Pih admite que as exportações nacionais deixaram o mercado um pouco nervoso na semana passada, e muitas indústrias saíram às compras.
A tendência do mercado internacional é de alta nos preços no momento. Se o produto exportado vai ser importado com preços maiores ou nos mesmos patamares atuais nos próximos meses é o mercado quem vai determinar, diz Pih.
A lista de interessados no trigo brasileiro é ampla e vai de tradicionais países importadores do norte da África até europeus, como a Itália, que teve a agricultura prejudicada neste ano por problemas climáticos.

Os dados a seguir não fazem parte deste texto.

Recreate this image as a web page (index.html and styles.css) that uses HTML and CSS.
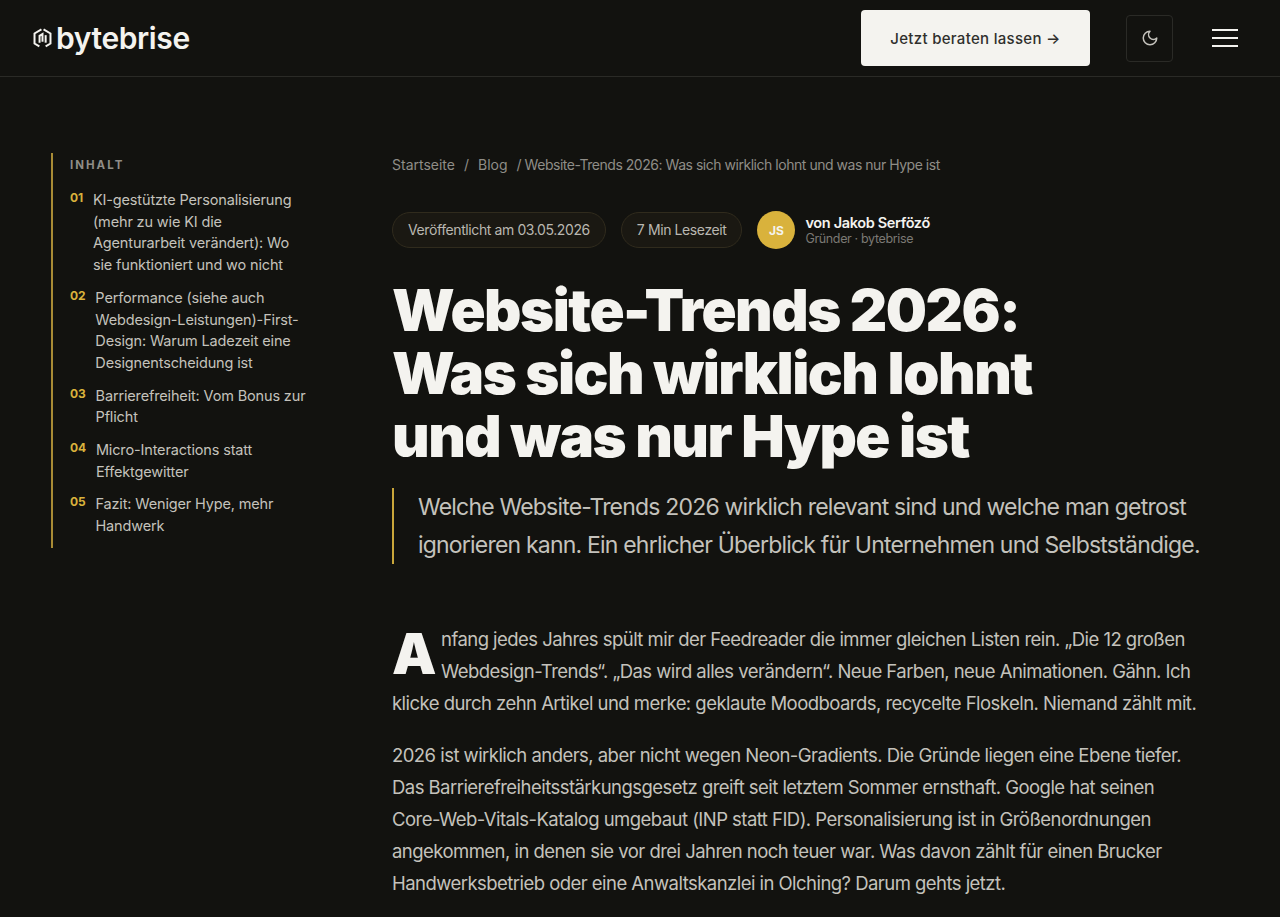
FILE: index.html
```html
<!DOCTYPE html>
<html lang="de">
<head>
    <meta charset="UTF-8">
    <meta name="viewport" content="width=device-width, initial-scale=1.0">
    <title>Website-Trends 2026 | bytebrise</title>
    <link rel="stylesheet" href="styles.css">
</head>
<body>

    <!-- Navbar -->
    <header class="navbar">
        <a class="logo" href="#">
            <svg class="logo-icon" viewBox="0 0 18 20" fill="none" stroke="currentColor" stroke-width="1.9">
                <path d="M8 1.4 1.4 5.2v9.6L6 17.5"/>
                <path d="M10 1.4l6.6 3.8v9.6L12 17.5"/>
                <path d="M6.2 14V7.4L9 5.8V13"/>
                <path d="M12 14V6.8"/>
            </svg>
            <span>bytebrise</span>
        </a>
        <div class="nav-actions">
            <a class="cta" href="#">Jetzt beraten lassen →</a>
            <button class="theme-btn" aria-label="Theme">
                <svg viewBox="0 0 24 24" fill="none" stroke="currentColor" stroke-width="2" stroke-linecap="round" stroke-linejoin="round">
                    <path d="M12 3a6 6 0 0 0 9 9 9 9 0 1 1-9-9Z"/>
                </svg>
            </button>
            <button class="burger" aria-label="Menü"><i></i><i></i><i></i></button>
        </div>
    </header>

    <div class="layout">
        <!-- Inhaltsverzeichnis -->
        <aside class="toc">
            <div class="toc-title">INHALT</div>
            <ol class="toc-list">
                <li><span class="toc-num">01</span><a href="#">KI-gestützte Personalisierung (mehr zu wie KI die Agenturarbeit verändert): Wo sie funktioniert und wo nicht</a></li>
                <li><span class="toc-num">02</span><a href="#">Performance (siehe auch Webdesign-Leistungen)-First-Design: Warum Ladezeit eine Designentscheidung ist</a></li>
                <li><span class="toc-num">03</span><a href="#">Barrierefreiheit: Vom Bonus zur Pflicht</a></li>
                <li><span class="toc-num">04</span><a href="#">Micro-Interactions statt Effektgewitter</a></li>
                <li><span class="toc-num">05</span><a href="#">Fazit: Weniger Hype, mehr Handwerk</a></li>
            </ol>
        </aside>

        <main class="article">
            <nav class="breadcrumb">
                <a href="#">Startseite</a>
                <span class="sep">/</span>
                <a href="#">Blog</a>
                <span class="current">/ Website-Trends 2026: Was sich wirklich lohnt und was nur Hype ist</span>
            </nav>

            <div class="meta">
                <span class="pill">Veröffentlicht am 03.05.2026</span>
                <span class="pill">7 Min Lesezeit</span>
                <div class="author">
                    <div class="avatar">JS</div>
                    <div>
                        <div class="author-name">von Jakob Serföző</div>
                        <div class="author-role">Gründer · bytebrise</div>
                    </div>
                </div>
            </div>

            <h1>Website-Trends 2026:<br>Was sich wirklich lohnt<br>und was nur Hype ist</h1>

            <p class="lead">Welche Website-Trends 2026 wirklich relevant sind und welche man getrost ignorieren kann. Ein ehrlicher Überblick für Unternehmen und Selbstständige.</p>

            <p class="intro"><span class="dropcap">A</span>nfang jedes Jahres spült mir der Feedreader die immer gleichen Listen rein. „Die 12 großen Webdesign-Trends“. „Das wird alles verändern“. Neue Farben, neue Animationen. Gähn. Ich klicke durch zehn Artikel und merke: geklaute Moodboards, recycelte Floskeln. Niemand zählt mit.</p>

            <p>2026 ist wirklich anders, aber nicht wegen Neon-Gradients. Die Gründe liegen eine Ebene tiefer. Das Barrierefreiheitsstärkungsgesetz greift seit letztem Sommer ernsthaft. Google hat seinen Core-Web-Vitals-Katalog umgebaut (INP statt FID). Personalisierung ist in Größenordnungen angekommen, in denen sie vor drei Jahren noch teuer war. Was davon zählt für einen Brucker Handwerksbetrieb oder eine Anwaltskanzlei in Olching? Darum gehts jetzt.</p>
        </main>
    </div>

</body>
</html>
```

FILE: styles.css
```css
:root {
    --bg-color: #12120f;
    --line-color: #2a2a26;
    --white-color: #f4f3ef;
    --text-color: #c4c2bc;
    --muted-color: #8f8d87;
    --gold-color: #d9b23c;
}

* {
    margin: 0;
    padding: 0;
    box-sizing: border-box;
}

body {
    font-family: Inter, "Noto Sans", sans-serif;
    background-color: var(--bg-color);
    color: var(--text-color);
    overflow: hidden;
}

a {
    color: inherit;
    text-decoration: none;
}

/* Navbar */
.navbar {
    height: 77px;
    display: flex;
    align-items: center;
    justify-content: space-between;
    padding: 0 42px 0 33px;
    border-bottom: 1px solid var(--line-color);
}

.logo {
    display: flex;
    align-items: center;
    gap: 4px;
    color: var(--white-color);
    font-size: 30px;
    font-weight: 600;
    letter-spacing: -0.4px;
}

.logo-icon {
    width: 19px;
    height: 21px;
}

.nav-actions {
    display: flex;
    align-items: center;
}

.cta {
    width: 229px;
    height: 56px;
    display: flex;
    align-items: center;
    justify-content: center;
    background: var(--white-color);
    color: #2f2f2c;
    border-radius: 4px;
    font-size: 15px;
    font-weight: 500;
    letter-spacing: 0.3px;
}

.theme-btn {
    width: 47px;
    height: 47px;
    margin-left: 36px;
    display: flex;
    align-items: center;
    justify-content: center;
    background: none;
    border: 1px solid var(--line-color);
    border-radius: 4px;
    color: var(--text-color);
}

.theme-btn svg {
    width: 18px;
    height: 18px;
}

.burger {
    width: 26px;
    margin-left: 39px;
    display: flex;
    flex-direction: column;
    gap: 6px;
    background: none;
    border: none;
}

.burger i {
    height: 2px;
    background: var(--white-color);
}

/* Layout */
.layout {
    display: flex;
    align-items: flex-start;
    padding: 76px 0 0 51px;
}

/* Inhaltsverzeichnis */
.toc {
    width: 258px;
    margin-right: 83px;
    padding: 5px 0 11px 17px;
    border-left: 2px solid #a88b35;
}

.toc-title {
    font-size: 11.5px;
    font-weight: 700;
    letter-spacing: 2px;
    color: var(--muted-color);
    margin-bottom: 17px;
}

.toc-list {
    list-style: none;
    display: flex;
    flex-direction: column;
    gap: 11px;
}

.toc-list li {
    display: flex;
    gap: 10px;
    font-size: 14.5px;
    line-height: 21.7px;
    letter-spacing: -0.15px;
}

.toc-num {
    color: var(--gold-color);
    font-size: 12px;
    font-weight: 700;
    line-height: 18px;
}

/* Artikel */
.article {
    width: 815px;
}

.breadcrumb {
    height: 22px;
    display: flex;
    align-items: center;
    font-size: 14px;
    color: var(--muted-color);
}

.sep {
    margin: 0 9px;
}

.current {
    margin-left: 9px;
    letter-spacing: -0.47px;
}

.meta {
    display: flex;
    align-items: center;
    margin-top: 36px;
}

.pill {
    height: 36px;
    display: flex;
    align-items: center;
    padding: 0 15px 2px;
    margin-right: 15px;
    font-size: 14px;
    letter-spacing: -0.4px;
    color: #b9b7b0;
    background: #1a1812;
    border: 1px solid #302b1d;
    border-radius: 18px;
}

.author {
    display: flex;
    align-items: center;
    gap: 10px;
}

.avatar {
    width: 38px;
    height: 38px;
    display: flex;
    align-items: center;
    justify-content: center;
    border-radius: 50%;
    background: var(--gold-color);
    color: var(--white-color);
    font-size: 12px;
    font-weight: 700;
}

.author-name {
    font-size: 14.5px;
    font-weight: 600;
    letter-spacing: -0.35px;
    color: var(--white-color);
}

.author-role {
    font-size: 12.5px;
    letter-spacing: -0.35px;
    color: #7b7974;
}

h1 {
    margin-top: 30px;
    font-size: 58px;
    font-weight: 900;
    line-height: 63px;
    letter-spacing: -1.5px;
    color: var(--white-color);
}

.lead {
    margin-top: 20px;
    padding-left: 24px;
    border-left: 2px solid #c9a63a;
    font-size: 23px;
    line-height: 38px;
    letter-spacing: -0.8px;
}

.article p:not(.lead) {
    width: 808px;
    font-size: 18.5px;
    line-height: 32px;
    letter-spacing: -0.54px;
    color: var(--text-color);
}

.intro {
    margin-top: 59px;
}

.intro + p {
    margin-top: 20px;
}

.dropcap {
    float: left;
    width: 49px;
    font-size: 56px;
    font-weight: 900;
    line-height: 54px;
    letter-spacing: 0;
    margin-top: 4px;
    color: var(--white-color);
}
```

Ataídes Jacobsen, assistente técnico da Emater/RS, diz que as exportações são um bom regulador do mercado, que já está um pouco mais tranquilo. As medidas do governo para facilitar a comercialização, a elevação do dólar -que onera as importações- e uma produção mundial menor do que o consumo ajudaram na recuperação dos preços.
Jacobsen diz que os produtores gaúchos terminaram 2002 com a saca de trigo a R$ 33. A saca recuou para R$ 19, mas as medidas internas, como os contratos de opção e as exportações, já fizeram o trigo subir para R$ 21 no Sul.